At a retrial after the first, a jury failed to agree. Connolly pleaded guilty to charges of being an accessory. His plea destroyed Kelly's assertions of his own innocence and, despite an appeal against his conviction, Kelly was executed at Walton Prison on 28 March 1950. He continued to assert his innocence, even on the scaffold. Connolly was released from prison in 1957 and died in 1997. Shortly before his death, he took part in an interview on BBC Radio Merseyside, during which he reaffirmed both his and Kelly's innocence.
In February 2001 and in June 2003, Kelly's and Connolly's convictions were judged to be unsafe and were duly quashed.
Some months after the hanging, I was having a coffee in the early hours at a mobile snack bar in Piccadilly, Manchester. A young girl asked me to buy a sandwich for her and her boyfriend. She said they had not eaten for days.

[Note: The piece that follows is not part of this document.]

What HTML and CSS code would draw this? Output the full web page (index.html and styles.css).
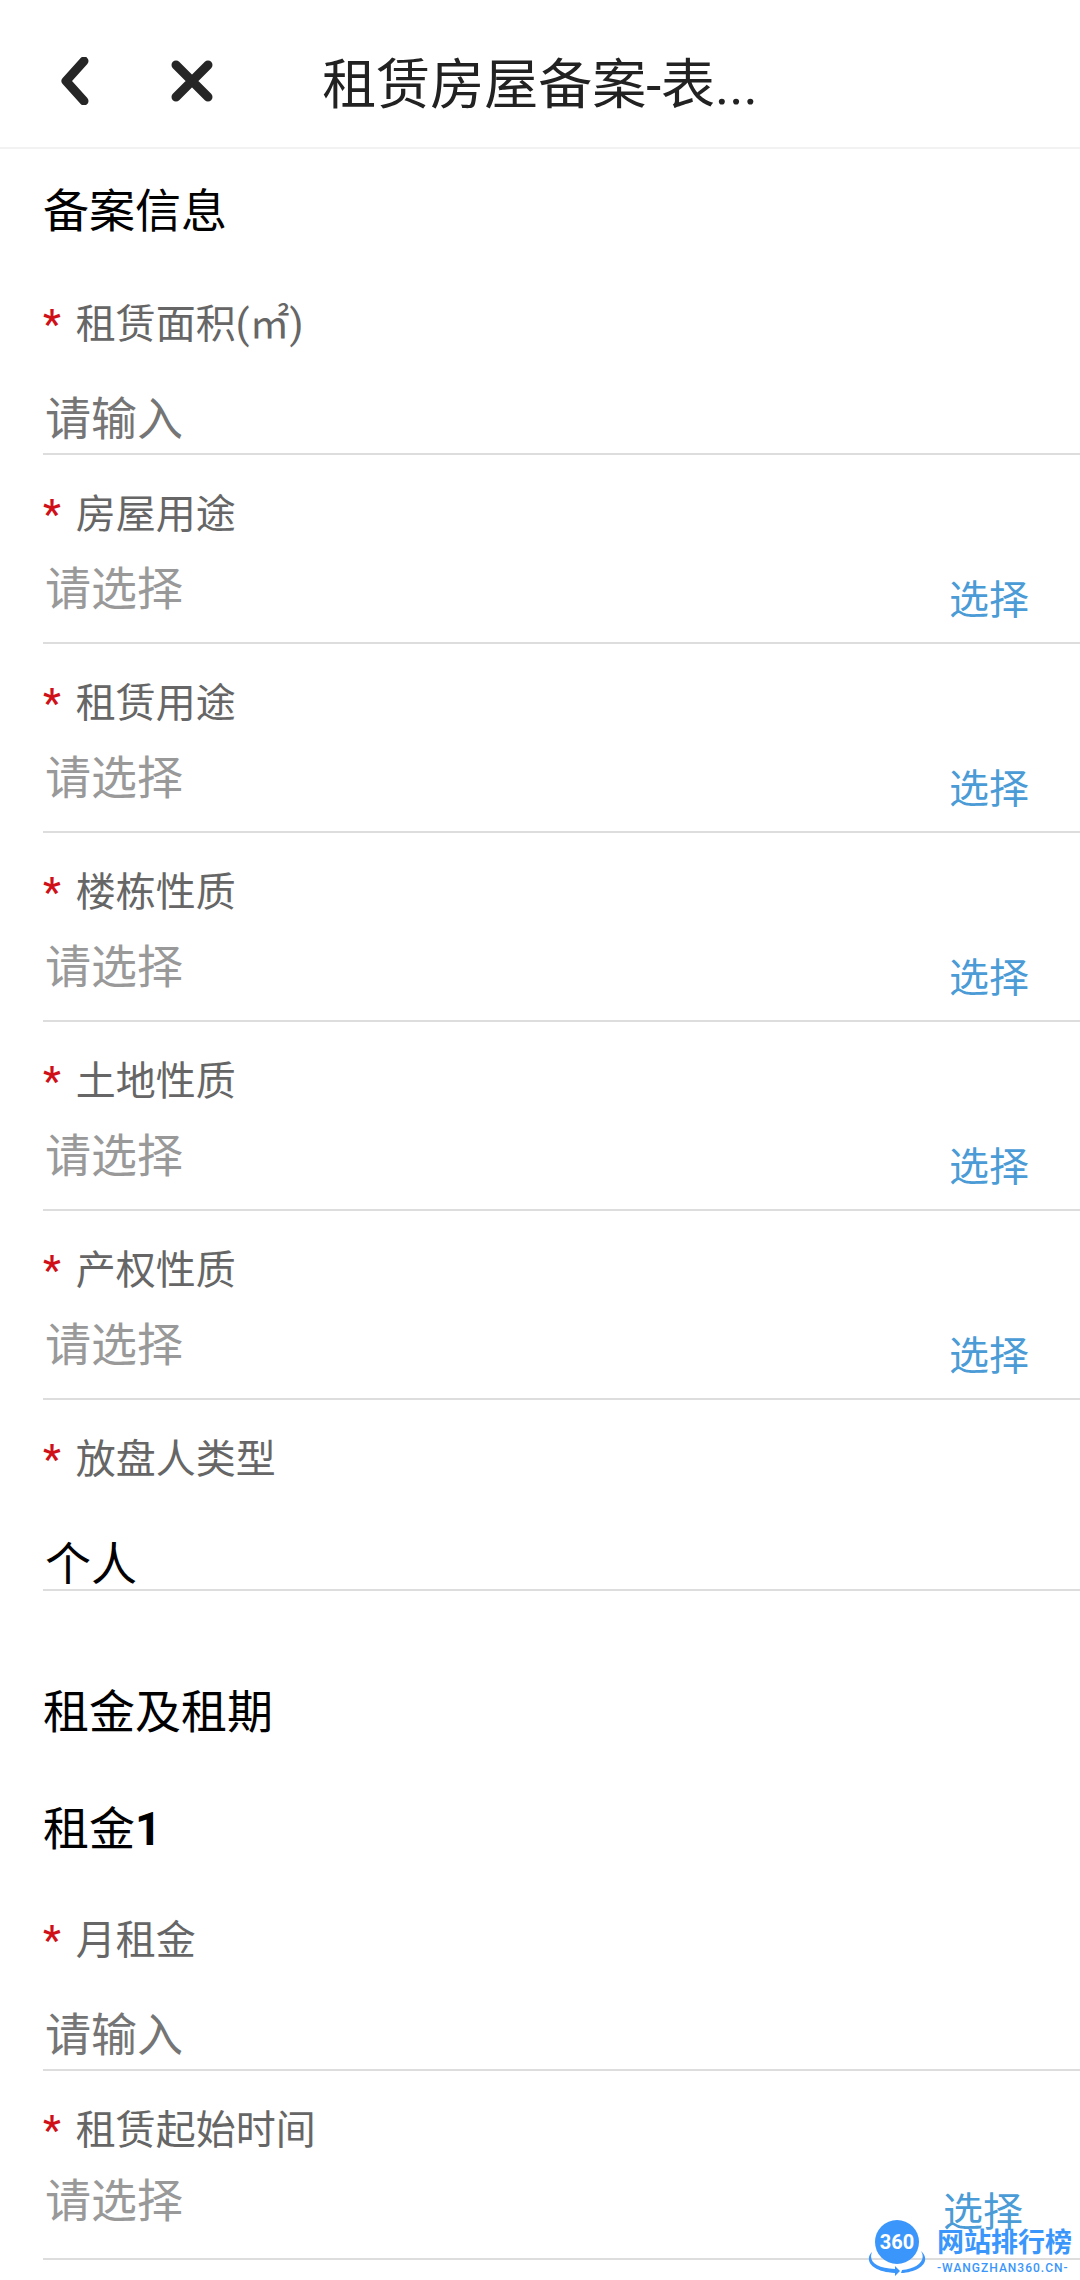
FILE: index.html
```html
<!DOCTYPE html>
<html lang="zh-CN">

<head>
    <meta charset="UTF-8">
    <meta name="viewport" content="width=device-width, initial-scale=1.0">
    <title>租赁房屋备案</title>
    <link rel="stylesheet" href="styles.css">
</head>

<body>
    <header class="navbar">
        <div class="nav-actions">
            <button type="button" class="icon-btn" aria-label="返回">
                <svg width="48" height="48" viewBox="0 0 48 48"><path d="M33 4 15 24 33 44" /></svg>
            </button>
            <button type="button" class="icon-btn" aria-label="关闭">
                <svg width="48" height="48" viewBox="0 0 48 48"><path d="M8 8 40 40M40 8 8 40" /></svg>
            </button>
        </div>
        <h1>租赁房屋备案-表...</h1>
    </header>

    <form class="record-form">
        <section>
            <h2>备案信息</h2>
            <div class="field">
                <label for="area">租赁面积(㎡)</label>
                <input type="text" id="area" class="text-input" placeholder="请输入" required>
            </div>
            <div class="field">
                <label for="houseUse">房屋用途</label>
                <div class="picker">
                    <input type="text" id="houseUse" placeholder="请选择" readonly>
                    <button type="button">选择</button>
                </div>
            </div>
            <div class="field">
                <label for="rentUse">租赁用途</label>
                <div class="picker">
                    <input type="text" id="rentUse" placeholder="请选择" readonly>
                    <button type="button">选择</button>
                </div>
            </div>
            <div class="field">
                <label for="building">楼栋性质</label>
                <div class="picker">
                    <input type="text" id="building" placeholder="请选择" readonly>
                    <button type="button">选择</button>
                </div>
            </div>
            <div class="field">
                <label for="land">土地性质</label>
                <div class="picker">
                    <input type="text" id="land" placeholder="请选择" readonly>
                    <button type="button">选择</button>
                </div>
            </div>
            <div class="field">
                <label for="property">产权性质</label>
                <div class="picker">
                    <input type="text" id="property" placeholder="请选择" readonly>
                    <button type="button">选择</button>
                </div>
            </div>
            <div class="field">
                <label for="ownerType">放盘人类型</label>
                <input type="text" id="ownerType" class="fixed-input" value="个人" readonly>
            </div>
        </section>

        <section>
            <h2>租金及租期</h2>
            <h3>租金<b>1</b></h3>
            <div class="field">
                <label for="rent">月租金</label>
                <input type="text" id="rent" class="text-input" placeholder="请输入" required>
            </div>
            <div class="field">
                <label for="startDate">租赁起始时间</label>
                <div class="picker date">
                    <input type="text" id="startDate" placeholder="请选择" readonly>
                    <button type="button">选择</button>
                </div>
            </div>
        </section>
    </form>

    <div class="watermark">
        <svg width="60" height="60" viewBox="0 0 60 60">
            <circle cx="30" cy="24" r="22" />
            <path d="M5 34C-3 42 4 54 28 55V58L33 53 28 48V51C10 50 1 44 5 34Z" />
            <path d="M54 33C65 43 53 54 34 55L35 52C49 51 60 43 54 33Z" />
            <text x="30" y="31" text-anchor="middle">360</text>
        </svg>
        <div class="watermark-text">
            <strong>网站排行榜</strong>
            <span>-WANGZHAN360.CN-</span>
        </div>
    </div>
</body>

</html>
```
FILE: styles.css
```css
* {
    box-sizing: border-box;
}

body {
    margin: 0;
    position: relative;
    min-height: 100vh;
    background-color: #fff;
    color: #000;
    font-family: Roboto, "Noto Sans CJK SC", sans-serif;
}

button,
input {
    margin: 0;
    padding: 0;
    border: none;
    background: none;
    font-family: inherit;
}

button {
    cursor: pointer;
}

input:focus {
    outline: none;
}

.navbar {
    display: grid;
    grid-template-columns: 1fr auto 1fr;
    align-items: center;
    padding: 46px 0 21px;
    border-bottom: 2px solid #f2f2f2;
}

.nav-actions {
    display: flex;
    gap: 69px;
    padding: 0 0 10px 51px;
}

.icon-btn {
    display: flex;
}

.icon-btn svg {
    fill: none;
    stroke: #262626;
    stroke-width: 9;
    stroke-linecap: round;
    stroke-linejoin: round;
}

h1,
h2,
h3 {
    margin: 0;
    font-weight: 400;
}

h1 {
    color: #222;
    font-size: 54px;
    line-height: 80px;
}

h2,
h3 {
    font-size: 46px;
    line-height: 60px;
}

section {
    padding: 32px 0 0 43px;
}

section + section {
    padding-top: 91px;
}

h2 {
    margin-bottom: 24px;
}

h3 {
    margin: 57px 0 22px;
}

.field {
    padding-top: 30px;
    border-bottom: 2px solid #ddd;
}

.field label {
    display: block;
    color: #666;
    font-size: 40px;
    line-height: 60px;
}

.field label::before {
    content: "*";
    margin-right: 15px;
    color: #d01018;
    font-weight: 500;
}

.field input {
    display: block;
    width: 100%;
    height: 60px;
    padding-left: 2px;
    color: #000;
    font-size: 46px;
}

.field input::placeholder {
    color: #999;
    opacity: 1;
}

.field .text-input {
    margin: 34px 0 4px;
}

.field .text-input::placeholder {
    color: #757575;
}

.field .fixed-input {
    height: 50px;
    margin: 45px 0 4px;
}

.picker {
    display: flex;
    align-items: flex-end;
    padding: 14px 51px 11px 0;
}

.picker input {
    flex: 1;
    margin-bottom: 12px;
}

.picker button {
    color: #4a9bd6;
    font-size: 40px;
    line-height: 60px;
}

.picker.date {
    padding: 10px 57px 15px 0;
}

/* site badge over the bottom right corner */
.watermark {
    position: absolute;
    right: 8px;
    bottom: 2px;
    display: flex;
    gap: 10px;
    color: #3b96fb;
}

.watermark svg {
    fill: #3b96fb;
}

.watermark text {
    fill: #fff;
    font-size: 20px;
    font-weight: 700;
}

.watermark-text {
    display: flex;
    flex-direction: column;
    padding-top: 8px;
}

.watermark strong {
    font-size: 27px;
    line-height: 34px;
}

.watermark span {
    font-size: 12px;
    font-weight: 500;
    line-height: 16px;
    letter-spacing: 1px;
}
```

The girl was Jacqueline Dickson and the boyfriend James Northam. He showed me the handgun he said he had bought after the trial after being threatened by associates of the two men. They had gone on the run and were desperate. They admitted they had made up their evidence and when I pointed out that if they confessed to a newspaper there was a few quid in it they jumped at the chance. I agreed to introduce them to some newspapermen and there followed a bizarre traipse round all the newspapers offering my sacrificial lambs. In turn the Express, the Mail, the News Chron and the Daily Dispatch turned them down. Some months later I read that the girl had gone to prison for demanding money with menaces from clients and thought I was lucky to get away with a Java and a sarnie.
So my answer, James, is that I don't know if Bert was bent. I think it more likely he was seizing at straws. Though I am never surprised when, as frequently happens, the police are shown to have charged the wrong culprit.